- **Stated problem**
Go through the listing beneath this task and return every line that carries the string "with".

- **Data section**
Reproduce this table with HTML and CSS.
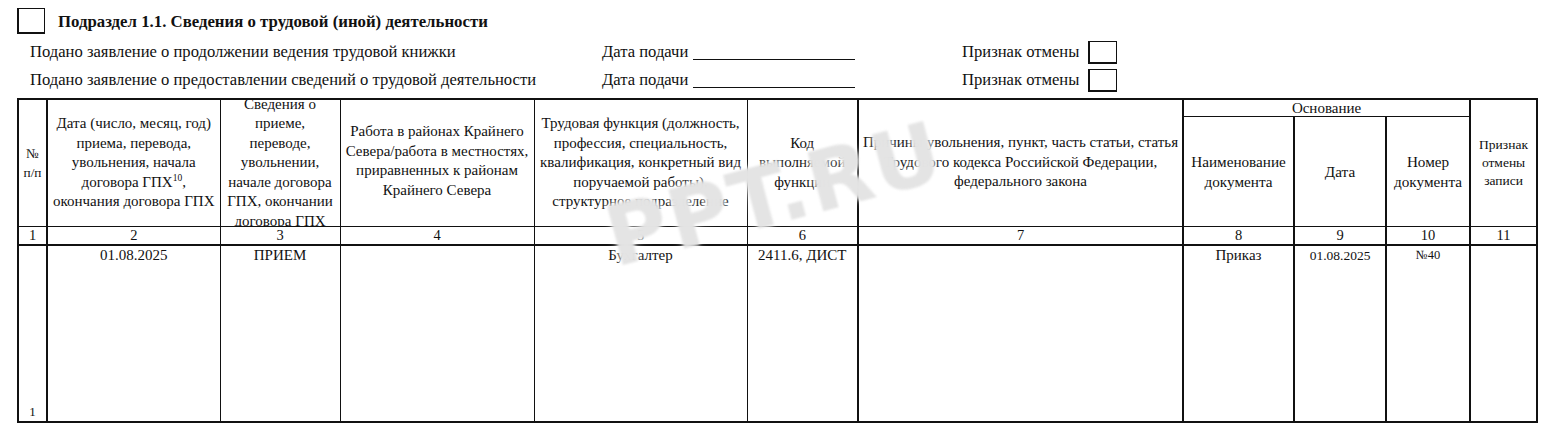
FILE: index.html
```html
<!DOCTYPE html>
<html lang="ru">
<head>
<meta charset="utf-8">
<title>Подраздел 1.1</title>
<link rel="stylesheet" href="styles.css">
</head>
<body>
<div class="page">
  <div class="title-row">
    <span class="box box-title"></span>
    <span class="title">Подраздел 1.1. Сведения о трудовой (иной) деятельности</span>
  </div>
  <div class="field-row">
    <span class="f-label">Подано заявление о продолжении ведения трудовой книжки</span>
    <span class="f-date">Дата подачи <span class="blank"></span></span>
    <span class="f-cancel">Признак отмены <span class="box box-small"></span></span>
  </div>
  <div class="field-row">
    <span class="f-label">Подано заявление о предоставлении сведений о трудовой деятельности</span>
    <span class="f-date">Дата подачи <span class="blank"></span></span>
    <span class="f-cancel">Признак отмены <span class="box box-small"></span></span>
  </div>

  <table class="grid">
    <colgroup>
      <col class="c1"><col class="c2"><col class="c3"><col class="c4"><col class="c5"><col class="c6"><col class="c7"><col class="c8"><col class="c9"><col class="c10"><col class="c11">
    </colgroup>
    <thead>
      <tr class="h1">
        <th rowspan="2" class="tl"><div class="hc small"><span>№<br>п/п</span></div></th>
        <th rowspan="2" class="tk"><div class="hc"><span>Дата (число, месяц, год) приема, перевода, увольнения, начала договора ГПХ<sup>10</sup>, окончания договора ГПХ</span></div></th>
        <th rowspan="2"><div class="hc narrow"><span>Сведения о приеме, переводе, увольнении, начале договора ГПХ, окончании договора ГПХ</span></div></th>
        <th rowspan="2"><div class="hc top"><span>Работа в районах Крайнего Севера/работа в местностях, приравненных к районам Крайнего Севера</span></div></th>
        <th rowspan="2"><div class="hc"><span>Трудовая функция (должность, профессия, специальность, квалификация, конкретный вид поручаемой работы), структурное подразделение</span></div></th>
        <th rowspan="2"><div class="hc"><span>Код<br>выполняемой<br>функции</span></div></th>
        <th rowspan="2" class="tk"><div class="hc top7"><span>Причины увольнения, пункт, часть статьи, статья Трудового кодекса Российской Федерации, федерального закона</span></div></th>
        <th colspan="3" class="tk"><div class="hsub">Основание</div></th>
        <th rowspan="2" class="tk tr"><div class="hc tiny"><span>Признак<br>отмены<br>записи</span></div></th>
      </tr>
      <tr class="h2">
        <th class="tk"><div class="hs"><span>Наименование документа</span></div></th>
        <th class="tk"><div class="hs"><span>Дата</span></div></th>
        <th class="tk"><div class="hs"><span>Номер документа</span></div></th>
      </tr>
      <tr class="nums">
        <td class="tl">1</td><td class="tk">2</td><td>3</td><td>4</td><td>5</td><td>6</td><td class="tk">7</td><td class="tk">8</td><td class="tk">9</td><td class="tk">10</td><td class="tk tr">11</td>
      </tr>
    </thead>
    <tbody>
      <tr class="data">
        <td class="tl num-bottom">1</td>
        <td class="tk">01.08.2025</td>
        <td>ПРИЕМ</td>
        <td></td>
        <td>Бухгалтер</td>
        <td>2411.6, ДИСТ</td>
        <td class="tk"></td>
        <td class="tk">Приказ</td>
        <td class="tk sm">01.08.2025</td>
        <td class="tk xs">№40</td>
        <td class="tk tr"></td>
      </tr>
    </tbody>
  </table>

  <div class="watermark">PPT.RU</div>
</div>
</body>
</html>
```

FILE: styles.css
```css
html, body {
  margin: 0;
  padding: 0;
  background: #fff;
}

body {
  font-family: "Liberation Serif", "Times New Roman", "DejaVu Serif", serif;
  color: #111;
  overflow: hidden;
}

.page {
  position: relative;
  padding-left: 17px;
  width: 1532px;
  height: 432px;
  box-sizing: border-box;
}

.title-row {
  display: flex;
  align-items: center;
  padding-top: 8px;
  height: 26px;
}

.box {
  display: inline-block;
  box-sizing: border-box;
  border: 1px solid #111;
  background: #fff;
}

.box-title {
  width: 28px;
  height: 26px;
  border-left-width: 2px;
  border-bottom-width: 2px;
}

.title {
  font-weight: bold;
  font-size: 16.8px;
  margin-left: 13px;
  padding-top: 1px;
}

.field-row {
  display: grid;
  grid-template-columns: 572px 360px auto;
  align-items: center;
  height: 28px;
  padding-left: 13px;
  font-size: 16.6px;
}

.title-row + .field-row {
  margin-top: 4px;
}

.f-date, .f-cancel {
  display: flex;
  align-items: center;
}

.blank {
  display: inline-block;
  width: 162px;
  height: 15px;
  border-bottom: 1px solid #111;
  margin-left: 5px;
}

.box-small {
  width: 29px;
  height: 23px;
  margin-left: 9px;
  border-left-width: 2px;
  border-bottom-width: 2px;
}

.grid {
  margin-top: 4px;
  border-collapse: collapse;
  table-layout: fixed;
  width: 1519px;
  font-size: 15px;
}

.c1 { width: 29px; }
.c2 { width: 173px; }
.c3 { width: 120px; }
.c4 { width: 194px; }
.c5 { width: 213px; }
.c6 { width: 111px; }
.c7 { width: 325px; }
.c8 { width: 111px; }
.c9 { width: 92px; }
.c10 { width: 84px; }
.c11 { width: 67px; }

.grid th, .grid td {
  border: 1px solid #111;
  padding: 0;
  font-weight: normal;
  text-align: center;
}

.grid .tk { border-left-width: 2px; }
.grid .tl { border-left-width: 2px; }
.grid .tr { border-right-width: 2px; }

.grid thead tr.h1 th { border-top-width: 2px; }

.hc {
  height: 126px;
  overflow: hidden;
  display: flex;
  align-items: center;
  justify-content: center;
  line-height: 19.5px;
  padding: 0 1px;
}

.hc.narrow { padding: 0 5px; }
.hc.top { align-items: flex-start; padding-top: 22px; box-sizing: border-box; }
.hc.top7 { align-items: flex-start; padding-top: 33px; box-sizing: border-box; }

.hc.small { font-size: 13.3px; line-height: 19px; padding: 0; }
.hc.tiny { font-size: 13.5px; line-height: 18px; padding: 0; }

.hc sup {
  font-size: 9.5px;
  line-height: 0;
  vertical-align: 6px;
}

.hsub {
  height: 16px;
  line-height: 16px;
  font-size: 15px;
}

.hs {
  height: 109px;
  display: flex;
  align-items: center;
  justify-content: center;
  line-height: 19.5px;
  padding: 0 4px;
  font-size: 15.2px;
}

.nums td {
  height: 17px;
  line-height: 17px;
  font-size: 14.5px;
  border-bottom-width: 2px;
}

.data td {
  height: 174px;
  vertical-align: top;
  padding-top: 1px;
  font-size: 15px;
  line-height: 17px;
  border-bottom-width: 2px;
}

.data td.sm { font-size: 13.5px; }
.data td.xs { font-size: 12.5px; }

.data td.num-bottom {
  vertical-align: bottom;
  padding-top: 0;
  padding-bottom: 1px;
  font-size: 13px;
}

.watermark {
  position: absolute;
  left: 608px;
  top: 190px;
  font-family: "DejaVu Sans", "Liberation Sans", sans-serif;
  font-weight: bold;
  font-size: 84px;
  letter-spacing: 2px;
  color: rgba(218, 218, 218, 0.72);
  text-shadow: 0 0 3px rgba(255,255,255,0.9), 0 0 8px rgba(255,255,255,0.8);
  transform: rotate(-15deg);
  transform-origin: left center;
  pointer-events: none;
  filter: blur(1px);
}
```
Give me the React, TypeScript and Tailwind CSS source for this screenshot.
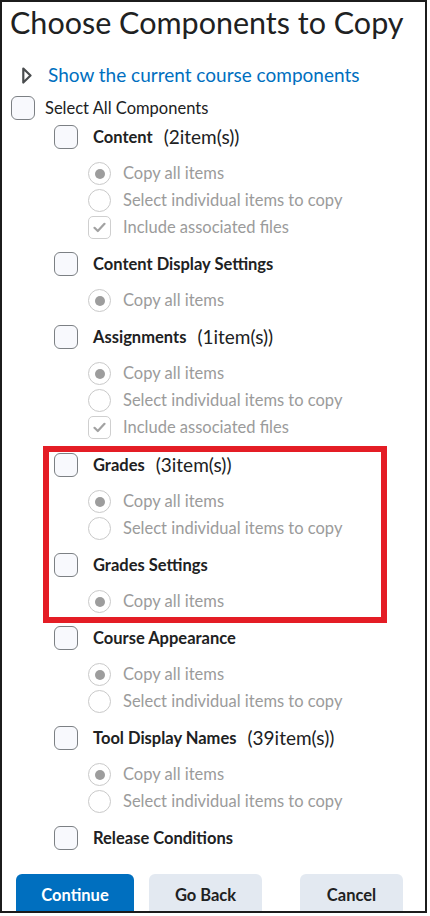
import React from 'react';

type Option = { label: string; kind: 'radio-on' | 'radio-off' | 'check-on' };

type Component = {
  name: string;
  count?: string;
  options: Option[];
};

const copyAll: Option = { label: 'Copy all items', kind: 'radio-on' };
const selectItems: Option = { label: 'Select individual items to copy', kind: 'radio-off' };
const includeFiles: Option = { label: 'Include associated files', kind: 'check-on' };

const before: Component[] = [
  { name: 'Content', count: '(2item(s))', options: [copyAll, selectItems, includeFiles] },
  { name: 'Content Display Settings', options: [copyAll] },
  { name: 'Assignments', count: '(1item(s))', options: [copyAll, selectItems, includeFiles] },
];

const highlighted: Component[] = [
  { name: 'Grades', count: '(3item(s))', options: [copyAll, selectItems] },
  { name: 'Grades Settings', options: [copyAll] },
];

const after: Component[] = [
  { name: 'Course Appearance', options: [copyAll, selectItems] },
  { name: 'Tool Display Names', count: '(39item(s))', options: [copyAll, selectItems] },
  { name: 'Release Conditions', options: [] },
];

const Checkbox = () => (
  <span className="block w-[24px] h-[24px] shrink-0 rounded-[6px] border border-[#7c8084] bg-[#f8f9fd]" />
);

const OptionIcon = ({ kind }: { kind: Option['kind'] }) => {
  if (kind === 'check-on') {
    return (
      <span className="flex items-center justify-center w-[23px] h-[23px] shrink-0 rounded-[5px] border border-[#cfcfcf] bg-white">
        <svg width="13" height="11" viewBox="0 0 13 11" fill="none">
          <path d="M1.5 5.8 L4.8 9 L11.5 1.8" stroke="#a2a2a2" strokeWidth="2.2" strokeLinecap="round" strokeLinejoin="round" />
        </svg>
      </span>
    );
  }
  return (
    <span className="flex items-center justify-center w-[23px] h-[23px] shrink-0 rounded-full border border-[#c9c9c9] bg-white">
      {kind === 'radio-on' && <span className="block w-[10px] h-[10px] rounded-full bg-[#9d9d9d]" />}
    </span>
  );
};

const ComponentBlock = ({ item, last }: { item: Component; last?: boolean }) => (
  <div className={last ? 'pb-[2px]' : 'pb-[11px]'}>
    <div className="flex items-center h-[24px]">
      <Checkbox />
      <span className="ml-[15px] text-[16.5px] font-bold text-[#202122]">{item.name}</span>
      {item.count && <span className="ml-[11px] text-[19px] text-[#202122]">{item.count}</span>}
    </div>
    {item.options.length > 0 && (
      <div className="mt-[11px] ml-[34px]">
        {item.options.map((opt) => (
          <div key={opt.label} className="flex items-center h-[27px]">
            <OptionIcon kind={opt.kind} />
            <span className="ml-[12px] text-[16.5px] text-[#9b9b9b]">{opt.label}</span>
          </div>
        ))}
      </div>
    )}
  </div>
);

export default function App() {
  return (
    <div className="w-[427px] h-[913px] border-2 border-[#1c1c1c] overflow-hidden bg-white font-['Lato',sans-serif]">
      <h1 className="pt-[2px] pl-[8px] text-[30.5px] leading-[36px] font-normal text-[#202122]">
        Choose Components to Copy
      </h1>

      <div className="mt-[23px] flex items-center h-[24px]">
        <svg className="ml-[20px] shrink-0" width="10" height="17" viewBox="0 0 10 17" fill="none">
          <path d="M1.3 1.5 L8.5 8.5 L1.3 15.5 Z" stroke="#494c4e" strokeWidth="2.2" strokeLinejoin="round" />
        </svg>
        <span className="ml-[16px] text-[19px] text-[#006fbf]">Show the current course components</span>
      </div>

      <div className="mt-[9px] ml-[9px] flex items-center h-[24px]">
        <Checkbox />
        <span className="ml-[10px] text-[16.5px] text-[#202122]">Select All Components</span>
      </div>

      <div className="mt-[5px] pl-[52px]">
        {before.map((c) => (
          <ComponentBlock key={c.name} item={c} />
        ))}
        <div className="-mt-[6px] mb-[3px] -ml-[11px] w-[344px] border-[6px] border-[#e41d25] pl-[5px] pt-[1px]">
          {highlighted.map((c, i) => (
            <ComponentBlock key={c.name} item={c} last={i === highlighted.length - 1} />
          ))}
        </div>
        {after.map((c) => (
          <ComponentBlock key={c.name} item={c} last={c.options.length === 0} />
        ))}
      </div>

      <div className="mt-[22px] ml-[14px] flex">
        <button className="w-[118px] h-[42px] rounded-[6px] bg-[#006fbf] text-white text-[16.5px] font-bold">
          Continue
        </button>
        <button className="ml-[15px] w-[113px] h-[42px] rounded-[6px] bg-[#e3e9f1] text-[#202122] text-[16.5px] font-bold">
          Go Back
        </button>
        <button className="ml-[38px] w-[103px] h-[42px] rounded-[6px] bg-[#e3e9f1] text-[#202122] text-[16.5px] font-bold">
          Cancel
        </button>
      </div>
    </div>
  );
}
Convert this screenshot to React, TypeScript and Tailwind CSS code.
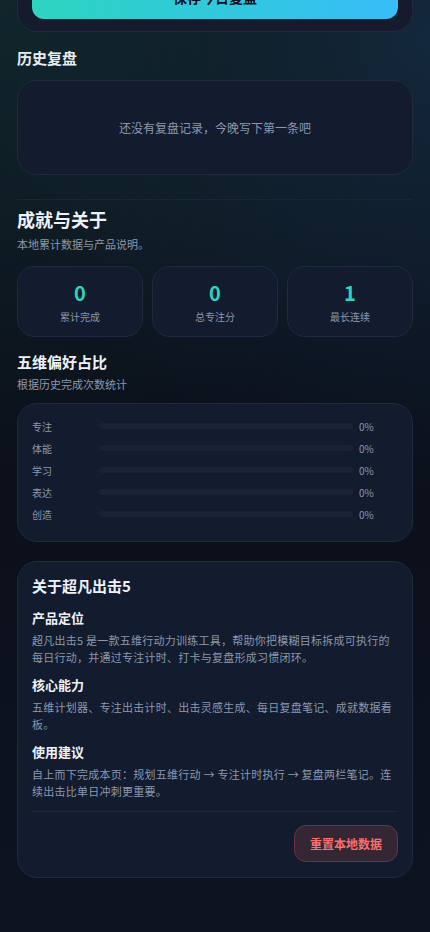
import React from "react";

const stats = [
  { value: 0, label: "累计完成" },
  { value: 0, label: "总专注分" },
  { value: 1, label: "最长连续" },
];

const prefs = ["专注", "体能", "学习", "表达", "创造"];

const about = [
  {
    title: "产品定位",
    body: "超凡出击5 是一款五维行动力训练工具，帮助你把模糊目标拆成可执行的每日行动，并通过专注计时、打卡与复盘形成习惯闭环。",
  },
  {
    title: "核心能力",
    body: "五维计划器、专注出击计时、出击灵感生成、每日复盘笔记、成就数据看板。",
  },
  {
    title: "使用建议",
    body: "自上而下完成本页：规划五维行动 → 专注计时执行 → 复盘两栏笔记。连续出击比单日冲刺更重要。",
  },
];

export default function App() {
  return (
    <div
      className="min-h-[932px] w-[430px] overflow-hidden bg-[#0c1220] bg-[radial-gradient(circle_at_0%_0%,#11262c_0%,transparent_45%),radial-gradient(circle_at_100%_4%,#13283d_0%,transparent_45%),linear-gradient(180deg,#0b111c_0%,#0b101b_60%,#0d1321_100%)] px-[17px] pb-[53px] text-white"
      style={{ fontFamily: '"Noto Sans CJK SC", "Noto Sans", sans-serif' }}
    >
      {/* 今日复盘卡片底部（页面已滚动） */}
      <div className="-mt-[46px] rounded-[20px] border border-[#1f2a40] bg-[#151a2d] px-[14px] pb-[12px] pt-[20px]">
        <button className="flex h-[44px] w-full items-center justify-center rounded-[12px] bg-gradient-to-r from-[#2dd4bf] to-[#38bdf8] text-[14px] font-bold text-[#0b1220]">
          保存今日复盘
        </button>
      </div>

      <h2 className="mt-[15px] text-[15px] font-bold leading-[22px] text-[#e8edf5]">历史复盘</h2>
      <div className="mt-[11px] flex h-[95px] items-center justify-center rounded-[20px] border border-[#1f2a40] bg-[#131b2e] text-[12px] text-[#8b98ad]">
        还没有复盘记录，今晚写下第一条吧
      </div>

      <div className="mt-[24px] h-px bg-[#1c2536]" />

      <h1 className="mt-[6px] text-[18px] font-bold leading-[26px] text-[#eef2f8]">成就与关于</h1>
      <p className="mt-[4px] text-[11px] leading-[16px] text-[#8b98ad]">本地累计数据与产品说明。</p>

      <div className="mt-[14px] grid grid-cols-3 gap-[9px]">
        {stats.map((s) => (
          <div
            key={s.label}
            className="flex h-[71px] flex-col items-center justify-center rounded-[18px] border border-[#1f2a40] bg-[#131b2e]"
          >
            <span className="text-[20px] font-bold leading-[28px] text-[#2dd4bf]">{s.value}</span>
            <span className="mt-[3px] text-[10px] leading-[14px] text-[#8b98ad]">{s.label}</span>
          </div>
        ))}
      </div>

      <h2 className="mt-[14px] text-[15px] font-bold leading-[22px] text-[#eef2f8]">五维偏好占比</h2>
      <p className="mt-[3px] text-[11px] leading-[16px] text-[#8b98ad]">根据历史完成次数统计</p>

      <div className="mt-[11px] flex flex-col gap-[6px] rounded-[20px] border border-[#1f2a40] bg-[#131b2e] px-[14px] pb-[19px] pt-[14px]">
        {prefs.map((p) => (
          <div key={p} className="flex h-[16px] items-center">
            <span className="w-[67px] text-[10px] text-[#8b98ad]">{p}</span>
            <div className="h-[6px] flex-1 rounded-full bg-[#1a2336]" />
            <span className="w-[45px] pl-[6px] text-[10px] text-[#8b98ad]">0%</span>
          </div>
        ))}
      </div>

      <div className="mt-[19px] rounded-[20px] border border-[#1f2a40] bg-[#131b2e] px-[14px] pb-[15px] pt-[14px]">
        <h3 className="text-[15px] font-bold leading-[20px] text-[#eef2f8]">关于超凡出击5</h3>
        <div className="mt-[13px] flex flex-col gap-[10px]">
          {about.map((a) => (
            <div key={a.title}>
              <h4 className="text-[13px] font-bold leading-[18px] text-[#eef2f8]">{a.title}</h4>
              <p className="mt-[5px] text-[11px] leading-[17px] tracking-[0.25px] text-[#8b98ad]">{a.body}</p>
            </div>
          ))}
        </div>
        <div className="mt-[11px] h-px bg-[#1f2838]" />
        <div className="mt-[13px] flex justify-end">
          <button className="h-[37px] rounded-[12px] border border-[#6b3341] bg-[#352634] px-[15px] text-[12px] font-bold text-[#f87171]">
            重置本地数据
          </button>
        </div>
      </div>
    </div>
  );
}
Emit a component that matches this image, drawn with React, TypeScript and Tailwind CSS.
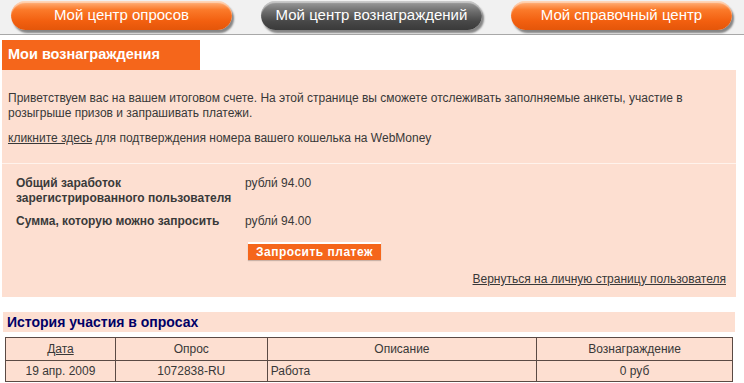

- **Task output**
Reproduce this table with HTML and CSS.
Emit a component that matches this image, drawn with React, TypeScript and Tailwind CSS.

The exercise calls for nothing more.